Non sono scolarizzati

Vi è un motivo ricorrente, in queste prime riunioni collegiali, tra gli insegnanti delle prime classi delle scuole superiori. Esso, per la verità più frequente al negativo che al positivo, si condensa nella celebre affermazione: “Non sono scolarizzati”. Come al solito, occorre smascherare la pedagogia implicita nello stereotipo, ma per farlo bisogna chiedersi qual è la fenomenologia di una classe non scolarizzata secondo gli insegnanti. In altri termini occorre indagare l’orizzonte di attesa di un gruppo di insegnanti delle superiori e l’accezione che essi danno al termine “scolarizzato”, che come si può ben vedere è un participio passato dal valore passivo. Implica cioè che sia stata compiuta un’azione di uno o più soggetti nei confronti di altri. Quale azione?

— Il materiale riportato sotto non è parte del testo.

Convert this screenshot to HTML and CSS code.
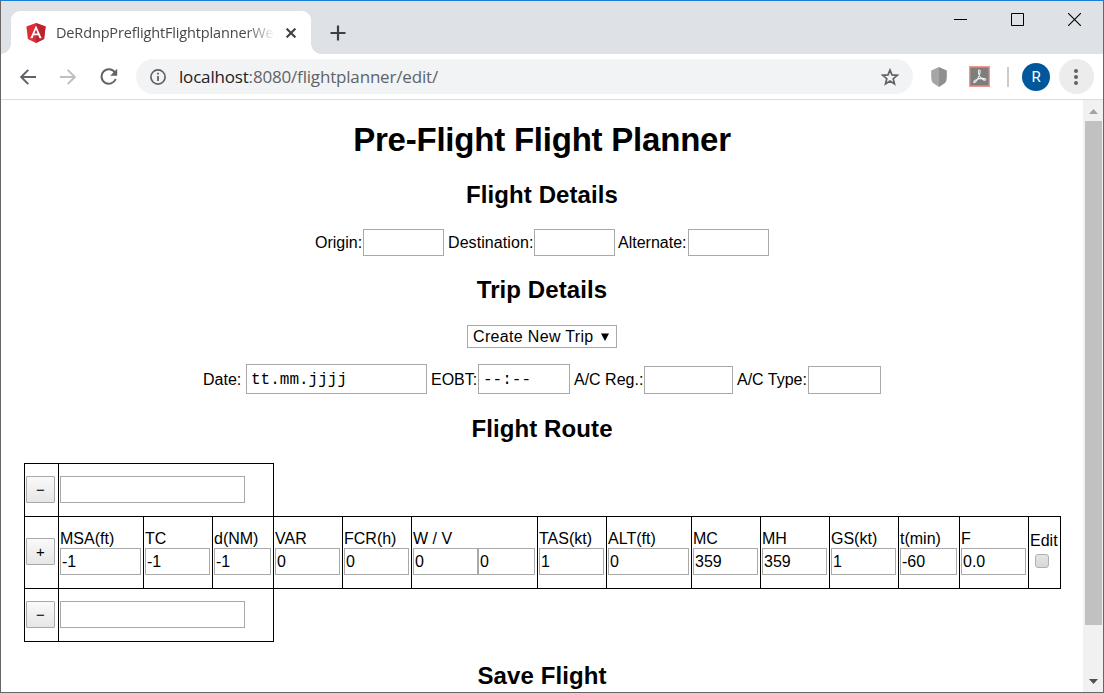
FILE: index.html
```html
<!DOCTYPE html>
<html lang="en">
<head>
<meta charset="utf-8">
<title>Pre-Flight Flight Planner</title>
<link rel="stylesheet" href="styles.css">
</head>
<body>
<div class="window">
  <div class="tabstrip">
    <div class="tab">
      <svg class="favicon" width="20" height="20" viewBox="0 0 20 20"><path fill="#dd2e38" d="M10 0 19.6 3.4 18.1 16 10 20 1.9 16 .4 3.4z"/><path fill="#b9242f" d="M10 0 19.6 3.4 18.1 16 10 20z"/><path fill="#fff" fill-rule="evenodd" d="M10 2.4 4.3 15.2h2.2l1.2-3h4.6l1.2 3h2.2zM10 6.6l1.6 3.9H8.4z"/></svg>
      <span class="tab-title">DeRdnpPreflightFlightplannerWe</span>
      <svg class="tab-close" width="10" height="10" viewBox="0 0 10 10"><path d="M.6.6l8.8 8.8M9.4.6.6 9.4" stroke="#3c4043" stroke-width="2.1"/></svg>
    </div>
    <svg class="tab-new" width="16" height="16" viewBox="0 0 16 16"><path d="M8 .5v15M.5 8h15" stroke="#3c4043" stroke-width="2.2"/></svg>
    <div class="controls">
      <svg width="13" height="13" viewBox="0 0 13 13"><path d="M0 6.5h13" stroke="#000"/></svg>
      <svg width="13" height="13" viewBox="0 0 13 13"><path d="M.5.5h12v12H.5z" stroke="#000" fill="none"/></svg>
      <svg width="13" height="13" viewBox="0 0 13 13"><path d="M0 0l13 13M13 0 0 13" stroke="#000" stroke-width="1.1"/></svg>
    </div>
  </div>
  <div class="toolbar">
    <svg class="nav back" width="16" height="16" viewBox="0 0 16 16"><path d="M16 8H1.5M8.3.9 1.2 8l7.1 7.1" stroke="#5f6368" stroke-width="2" fill="none"/></svg>
    <svg class="nav forward" width="16" height="16" viewBox="0 0 16 16"><path d="M0 8h14.5M7.7.9 14.8 8l-7.1 7.1" stroke="#bdc1c6" stroke-width="2" fill="none"/></svg>
    <svg class="nav" width="18" height="18" viewBox="0 0 18 18"><path d="M15.1 4.7A7.3 7.3 0 1 0 15.7 11" stroke="#5f6368" stroke-width="2" fill="none"/><path d="M17.2.8v7h-7z" fill="#5f6368"/></svg>
    <div class="omnibox">
      <svg width="16" height="16" viewBox="0 0 16 16"><circle cx="8" cy="8" r="7.1" fill="none" stroke="#5f6368" stroke-width="1.7"/><path d="M8 3.8v1.8M8 7v5" stroke="#5f6368" stroke-width="1.8"/></svg>
      <span class="url"><b>localhost</b>:8080/flightplanner/edit/</span>
      <svg class="star" width="18" height="18" viewBox="0 0 18 18"><path d="M9 2l2 4.9 5.3.4-4.1 3.4 1.3 5.2L9 13.1l-4.5 2.8 1.3-5.2L1.7 7.3 7 6.9z" fill="none" stroke="#5f6368" stroke-width="1.7"/></svg>
    </div>
    <svg class="ext" width="16" height="20" viewBox="0 0 16 20"><path fill="#a6a6a6" d="M8 0v20L2 16Q.2 14 .2 10V3.5z"/><path fill="#8f8f8f" d="M8 0v20l6-4q1.8-2 1.8-6V3.5z"/></svg>
    <svg class="pdf" width="21" height="21" viewBox="0 0 21 21"><path fill="#7d7d7d" stroke="#f0968a" stroke-width="1.4" d="M.7.7h19.6v19.6H.7z"/><path d="M4.8 16.4c-1-1.6 4.5-4 8.7-4 4 0 4.200 2.300 1.500 1.700-3-.8-5.900-5.300-5.600-8.800.2-2.100 2.200-1.600 1.800.7-.6 3.600-4.300 11.900-6.400 10.400z" fill="none" stroke="#eee" stroke-width="1.1"/></svg>
    <span class="divider"></span>
    <span class="avatar">R</span>
    <span class="menu"><svg width="4" height="16" viewBox="0 0 4 16"><g fill="#5f6368"><circle cx="2" cy="2" r="2"/><circle cx="2" cy="8" r="2"/><circle cx="2" cy="14" r="2"/></g></svg></span>
  </div>
  <div class="viewport">
    <main class="page">
      <h1>Pre-Flight Flight Planner</h1>
      <h2>Flight Details</h2>
      <div class="line details">
        <label class="w48">Origin:</label><input class="i81">
        <label class="w86 gap4">Destination:</label><input class="i81">
        <label class="w70 gap3">Alternate:</label><input class="i81">
      </div>
      <h2>Trip Details</h2>
      <div class="select"><span>Create New Trip</span><svg width="8" height="8" viewBox="0 0 8 8"><path d="M0 .5h8L4 8z"/></svg></div>
      <div class="line trip">
        <label class="w43">Date:</label><div class="field date">tt.mm.jjjj</div>
        <label class="w47 gap4">EOBT:</label><div class="field time">--:--</div>
        <label class="w70 gap4">A/C Reg.:</label><input class="reg">
        <label class="w71 gap4">A/C Type:</label><input class="type">
      </div>
      <h2>Flight Route</h2>
      <div class="route">
        <div class="row point"><div class="cell act"><button>−</button></div><div class="cell"><input class="i185"></div></div>
        <div class="row leg">
          <div class="cell act"><button>+</button></div>
          <div class="cell"><span>MSA(ft)</span><input class="i81" value="-1"></div>
          <div class="cell"><span>TC</span><input class="i65" value="-1"></div>
          <div class="cell"><span>d(NM)</span><input class="i57" value="-1"></div>
          <div class="cell"><span>VAR</span><input class="i65" value="0"></div>
          <div class="cell"><span>FCR(h)</span><input class="i65" value="0"></div>
          <div class="cell"><span>W / V</span><div class="pair"><input class="i65" value="0"><input class="i57" value="0"></div></div>
          <div class="cell"><span>TAS(kt)</span><input class="i65" value="1"></div>
          <div class="cell"><span>ALT(ft)</span><input class="i81" value="0"></div>
          <div class="cell"><span>MC</span><input class="i65" value="359"></div>
          <div class="cell"><span>MH</span><input class="i65" value="359"></div>
          <div class="cell"><span>GS(kt)</span><input class="i65" value="1"></div>
          <div class="cell"><span>t(min)</span><input class="i57" value="-60"></div>
          <div class="cell"><span>F</span><input class="i65" value="0.0"></div>
          <div class="cell edit"><span>Edit</span><i class="check"></i></div>
        </div>
        <div class="row point last"><div class="cell act"><button>−</button></div><div class="cell"><input class="i185"></div></div>
      </div>
      <h2>Save Flight</h2>
    </main>
    <div class="scrollbar">
      <svg width="9" height="5" viewBox="0 0 9 5"><path fill="#a3a3a3" d="M0 5 4.5 0 9 5z"/></svg>
      <div class="thumb"></div>
      <svg width="9" height="5" viewBox="0 0 9 5"><path fill="#505050" d="M0 0h9L4.5 5z"/></svg>
    </div>
  </div>
</div>
</body>
</html>
```
FILE: styles.css
```css
* { box-sizing: border-box; }
body { margin: 0; font: 16px/18px "Liberation Sans", Arial, sans-serif; color: #000; }
svg { display: block; flex: none; }
.window { width: 1104px; height: 693px; border: 1px solid #666; border-top-color: #1a7fd4; background: #fff; overflow: hidden; display: flex; flex-direction: column; }
.tabstrip { height: 53px; flex: none; background: #dee1e6; display: flex; padding: 10px 22px 0 10px; }
.tab { position: relative; width: 300px; height: 43px; background: #fff; border-radius: 9px 9px 0 0; display: flex; align-items: center; padding: 0 15px; }
.tab::before, .tab::after { content: ""; position: absolute; bottom: 0; width: 10px; height: 10px; }
.tab::before { left: -10px; background: radial-gradient(circle at 0 0, transparent 9.5px, #fff 10px); }
.tab::after { right: -10px; background: radial-gradient(circle at 100% 0, transparent 9.5px, #fff 10px); }
.tab-title { width: 219px; margin-left: 10px; font: 14.5px/20px "Open Sans", sans-serif; letter-spacing: -0.15px; white-space: nowrap; overflow: hidden; color: #45484c; -webkit-mask-image: linear-gradient(90deg, #000 190px, transparent 219px); mask-image: linear-gradient(90deg, #000 190px, transparent 219px); }
.tab-close { margin-left: 11px; }
.tab-new { margin: 14px 0 0 19px; }
.controls { display: flex; gap: 44px; margin: 2px 0 0 auto; }
.toolbar { height: 46px; flex: none; border-bottom: 1px solid #dadce0; display: flex; align-items: center; padding: 0 9px 0 19px; }
.nav { margin-right: 18px; }
.nav.back { margin-right: 24px; }
.nav.forward { margin-right: 24px; }
.omnibox { width: 777px; height: 35px; border-radius: 18px; background: #f1f3f4; display: flex; align-items: center; padding: 0 14px 0 14px; }
.url { margin-left: 13px; font: 17px/24px "Open Sans", sans-serif; letter-spacing: -0.18px; color: #5f6368; }
.url b { font-weight: 400; color: #202124; }
.star { margin-left: auto; }
.ext { margin-left: 18px; }
.pdf { margin-left: 22px; }
.divider { width: 2px; height: 20px; background: #ccc; margin-left: 17px; }
.avatar { width: 28px; height: 28px; border-radius: 50%; background: #01579b; color: #fff; font: 15px/28px Roboto, sans-serif; text-align: center; margin-left: 13px; }
.menu { width: 35px; height: 35px; border-radius: 50%; background: #ececec; display: flex; align-items: center; justify-content: center; margin-left: 9px; padding-right: 1px; }
.viewport { flex: 1; display: flex; min-height: 0; overflow: hidden; }
.page { width: 1082px; overflow: hidden; display: flex; flex-direction: column; align-items: center; }
h1 { margin: 21px 0 0; font-size: 33px; line-height: 37px; letter-spacing: -0.22px; white-space: nowrap; }
h2 { margin: 0; font-size: 24px; line-height: 27px; letter-spacing: 0.1px; }
h1 + h2 { margin-top: 23px; }
.line { display: flex; white-space: nowrap; }
.details { margin: 21px 0 20px; align-items: center; }
input, .field { display: block; margin: 0; border: 1px solid #a9a9a9; padding: 1px; height: 27px; background: #fff; font: 16px "Liberation Sans", Arial, sans-serif; color: #000; border-radius: 0; outline: none; }
.i81 { width: 81px; }
.i65 { width: 65px; }
.i57 { width: 57px; }
.i185 { width: 185px; }
.w43 { width: 43px; }
.w47 { width: 47px; }
.w48 { width: 48px; }
.w70 { width: 70px; }
.w71 { width: 71px; }
.w86 { width: 86px; letter-spacing: 0.08px; }
.gap3 { margin-left: 3px; }
.gap4 { margin-left: 4px; }
.select { width: 150px; height: 23px; margin-top: 22px; border: 1px solid #a9a9a9; display: flex; align-items: center; padding-left: 5px; letter-spacing: 0.33px; }
.select svg { margin-left: 7px; }
.trip { margin: 16px 0 21px; align-items: flex-end; }
.trip label { line-height: 18px; margin-bottom: 5px; }
.field { height: 30px; font: 16px/29px "Liberation Mono", monospace; padding: 1px 4px 0; }
.date { width: 181px; }
.time { width: 92px; }
.reg { width: 89px; height: 28px; }
.type { width: 73px; height: 28px; }
.route { align-self: flex-start; width: 1037px; margin: 21px 0 20px 23px; }
.row { display: grid; border: 1px solid #000; border-bottom: 0; }
.point { grid-template-columns: 33px 215px; width: 250px; height: 53px; }
.leg { grid-template-columns: 33px 85px 69px 61px 69px 69px 126px 69px 85px 69px 69px 69px 61px 69px 32px; height: 73px; border-bottom: 1px solid #000; }
.last { height: 53px; border-top: 0; border-bottom: 1px solid #000; }
.cell { border-left: 1px solid #000; padding: 12px 0 0 1px; display: flex; flex-direction: column; }
.cell.act { border-left: 0; }
.leg .cell.act { padding-top: 21px; }
.cell span { line-height: 19px; white-space: nowrap; }
.pair { display: flex; }
button { width: 29px; height: 27px; margin: 0; padding: 0 0 1px; border: 1px solid #a9a9a9; border-radius: 1px; background: linear-gradient(#fafafa, #e6e6e6); font: 15px "Liberation Sans", Arial, sans-serif; color: #000; }
.leg .cell.edit { padding-top: 14px; }
.check { display: block; width: 14px; height: 14px; margin: 4px 0 0 5px; border: 1px solid #b0b0b0; border-radius: 3px; background: linear-gradient(#e4e4e4, #d8d8d8); }
.scrollbar { width: 20px; background: #f1f1f1; display: flex; flex-direction: column; align-items: center; padding-top: 9px; }
.thumb { width: 17px; height: 504px; margin: 7px 0 54px; flex: none; background: #c1c1c1; }
```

L’azione è quella espressa dal verbo “scolarizzare”. Io scolarizzo, tu scolarizzi ecc.  La scuola scolarizza. Se non scolarizzasse d’altra parte che scuola sarebbe? Eppure, se è possibile affermare che un gruppo di quattordicenni non è scolarizzato significa che fino a quell’età la scuola non ha realizzato il suo compito. Davvero pessima è una scuola che non scolarizza. Curiosamente fino al ciclone Gelmini la nostra scuola dell’infanzia e la nostra scuola primaria figuravano ai primi posti delle graduatorie internazionali di rendimento e questo avrebbe dovuto voler dire che la nostra scuola dei piccoli eccome se scolarizzava! Le comparazioni internazionali peraltro facevano notare - esattamente come adesso - come fosse proprio la nostra scuola superiore l’anello debole del sistema ovvero proprio quella che pronuncia spesso il giudizio di “non scolarizzazione”.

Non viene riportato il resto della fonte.